• **DATASET EXCERPT**:
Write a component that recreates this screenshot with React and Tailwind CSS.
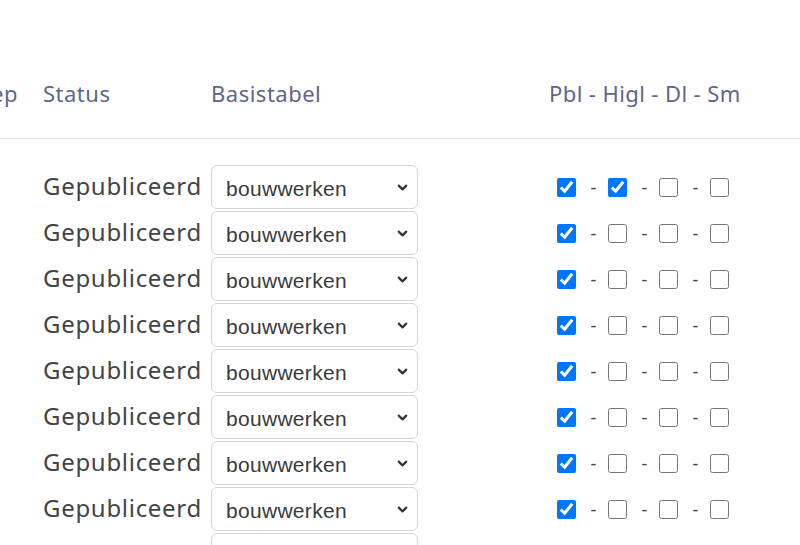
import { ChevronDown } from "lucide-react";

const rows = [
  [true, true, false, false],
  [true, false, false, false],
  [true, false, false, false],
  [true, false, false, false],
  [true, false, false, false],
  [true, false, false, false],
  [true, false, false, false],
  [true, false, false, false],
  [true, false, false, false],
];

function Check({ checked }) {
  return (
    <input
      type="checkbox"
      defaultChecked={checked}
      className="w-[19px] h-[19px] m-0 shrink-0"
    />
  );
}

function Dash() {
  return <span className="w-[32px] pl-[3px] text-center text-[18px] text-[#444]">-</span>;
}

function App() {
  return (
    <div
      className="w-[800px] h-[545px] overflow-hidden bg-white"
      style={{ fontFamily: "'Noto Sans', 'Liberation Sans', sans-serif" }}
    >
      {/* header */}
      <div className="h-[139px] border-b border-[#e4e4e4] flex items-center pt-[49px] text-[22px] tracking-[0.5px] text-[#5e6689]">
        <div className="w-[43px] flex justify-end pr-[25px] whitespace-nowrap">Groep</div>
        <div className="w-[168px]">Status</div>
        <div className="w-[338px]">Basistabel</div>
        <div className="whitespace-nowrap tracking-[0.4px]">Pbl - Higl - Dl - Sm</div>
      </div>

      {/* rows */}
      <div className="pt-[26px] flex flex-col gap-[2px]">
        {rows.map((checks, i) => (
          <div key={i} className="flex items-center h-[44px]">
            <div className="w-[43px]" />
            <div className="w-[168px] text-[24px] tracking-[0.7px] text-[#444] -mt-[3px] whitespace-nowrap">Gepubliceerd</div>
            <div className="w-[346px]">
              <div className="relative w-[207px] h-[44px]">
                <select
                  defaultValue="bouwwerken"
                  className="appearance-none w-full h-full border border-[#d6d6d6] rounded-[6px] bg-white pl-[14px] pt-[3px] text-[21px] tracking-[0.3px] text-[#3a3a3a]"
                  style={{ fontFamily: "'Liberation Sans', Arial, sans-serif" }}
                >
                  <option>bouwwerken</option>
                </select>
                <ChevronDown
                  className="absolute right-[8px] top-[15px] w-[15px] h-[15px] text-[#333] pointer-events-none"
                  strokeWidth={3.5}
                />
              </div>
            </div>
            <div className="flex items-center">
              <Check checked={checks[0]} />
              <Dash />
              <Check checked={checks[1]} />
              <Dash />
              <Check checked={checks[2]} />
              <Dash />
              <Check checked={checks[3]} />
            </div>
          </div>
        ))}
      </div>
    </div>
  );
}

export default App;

• **CHALLENGE**: Exclude every picture and copy the remaining data exactly.

• **TASK SOLUTION**:
Write a component that recreates this screenshot with React and Tailwind CSS.
import { ChevronDown } from "lucide-react";

const rows = [
  [true, true, false, false],
  [true, false, false, false],
  [true, false, false, false],
  [true, false, false, false],
  [true, false, false, false],
  [true, false, false, false],
  [true, false, false, false],
  [true, false, false, false],
  [true, false, false, false],
];

function Check({ checked }) {
  return (
    <input
      type="checkbox"
      defaultChecked={checked}
      className="w-[19px] h-[19px] m-0 shrink-0"
    />
  );
}

function Dash() {
  return <span className="w-[32px] pl-[3px] text-center text-[18px] text-[#444]">-</span>;
}

function App() {
  return (
    <div
      className="w-[800px] h-[545px] overflow-hidden bg-white"
      style={{ fontFamily: "'Noto Sans', 'Liberation Sans', sans-serif" }}
    >
      {/* header */}
      <div className="h-[139px] border-b border-[#e4e4e4] flex items-center pt-[49px] text-[22px] tracking-[0.5px] text-[#5e6689]">
        <div className="w-[43px] flex justify-end pr-[25px] whitespace-nowrap">Groep</div>
        <div className="w-[168px]">Status</div>
        <div className="w-[338px]">Basistabel</div>
        <div className="whitespace-nowrap tracking-[0.4px]">Pbl - Higl - Dl - Sm</div>
      </div>

      {/* rows */}
      <div className="pt-[26px] flex flex-col gap-[2px]">
        {rows.map((checks, i) => (
          <div key={i} className="flex items-center h-[44px]">
            <div className="w-[43px]" />
            <div className="w-[168px] text-[24px] tracking-[0.7px] text-[#444] -mt-[3px] whitespace-nowrap">Gepubliceerd</div>
            <div className="w-[346px]">
              <div className="relative w-[207px] h-[44px]">
                <select
                  defaultValue="bouwwerken"
                  className="appearance-none w-full h-full border border-[#d6d6d6] rounded-[6px] bg-white pl-[14px] pt-[3px] text-[21px] tracking-[0.3px] text-[#3a3a3a]"
                  style={{ fontFamily: "'Liberation Sans', Arial, sans-serif" }}
                >
                  <option>bouwwerken</option>
                </select>
                <ChevronDown
                  className="absolute right-[8px] top-[15px] w-[15px] h-[15px] text-[#333] pointer-events-none"
                  strokeWidth={3.5}
                />
              </div>
            </div>
            <div className="flex items-center">
              <Check checked={checks[0]} />
              <Dash />
              <Check checked={checks[1]} />
              <Dash />
              <Check checked={checks[2]} />
              <Dash />
              <Check checked={checks[3]} />
            </div>
          </div>
        ))}
      </div>
    </div>
  );
}

export default App;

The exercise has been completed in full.